Social cooperatives: Social cooperatives are specialised in the provision of social services or reintegration of disadvantaged and marginalised workers (disabled, long-term unemployed, former detainees, addicts, etc.). A large number of such cooperatives have been set up in Italy but also in other EU countries. Most of them are owned by their workers while offering the possibility or providing for the obligation (according to the national laws) to involve other types of members (users, voluntary workers, etc.).

Other types of enterprises owned by their workers: There are other types of enterprises owned by their workers such as for example the “Sociedades Laborales” in Spain which are real driving forces of economic and social activities which have contributed to lower the unemployment level and to revamp a sustained growth in Spain.


Cooperatives are based on the values of self-help, self-responsibility, democracy, equality, equity and solidarity. In the tradition of their founders, cooperative members believe in the ethical values of honesty, openness, social responsibility and caring for others.


The cooperative principles are guidelines by which cooperatives put their values into practice.

1st Principle: Voluntary and Open Membership

Cooperatives are voluntary organisations, open to all persons able to use their services and willing to accept the responsibilities of membership, without gender, social, racial, political or religious discrimination.

2nd Principle: Democratic Member Control

Cooperatives are democratic organisations controlled by their members, who actively participate in setting their policies and making decisions. Men and women serving as elected representatives are accountable to the membership. In primary cooperatives members have equal voting rights (one member, one vote) and cooperatives at other levels are also organised in a democratic manner.

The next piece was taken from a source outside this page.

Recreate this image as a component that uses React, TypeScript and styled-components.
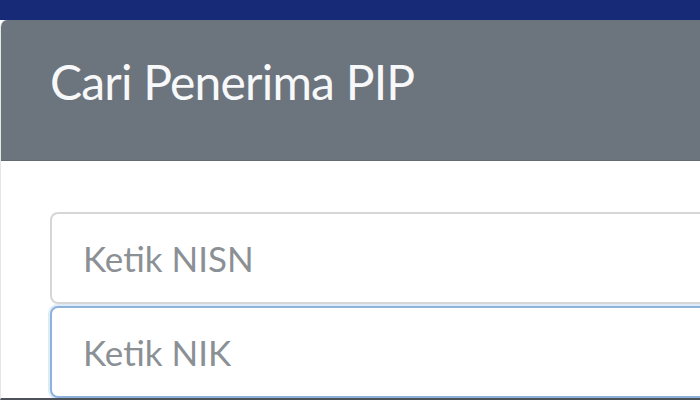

3rd Principle: Member Economic Participation

Members contribute equitably to, and democratically control, the capital of their cooperative. At least part of that capital is usually the common property of the cooperative. Members usually receive limited compensation, if any, on capital subscribed as a condition of membership. Members allocate surpluses for any or all of the following purposes: developing their cooperative, possibly by setting up reserves, part of which at least would be indivisible; benefiting members in proportion to their transactions with the cooperative; and supporting other activities approved by the membership.

4th Principle: Autonomy and Independence

Cooperatives are autonomous, self-help organisations controlled by their members. If they enter to agreements with other organisations, including governments, or raise capital from external sources, they do so on terms that ensure democratic control by their members and maintain their cooperative autonomy.

5th Principle: Education, Training and Information

Cooperatives provide education and training for their members, elected representatives, managers, and employees so they can contribute effectively to the development of their cooperatives. They inform the general public - particularly young people and opinion leaders - about the nature and benefits of cooperation.

6th Principle: Cooperation among Cooperatives

Cooperatives serve their members most effectively and strengthen the cooperative movement by working together through local, national, regional and international structures.

7th Principle: Concern for Community

Cooperatives work for the sustainable development of their communities through policies approved by their members.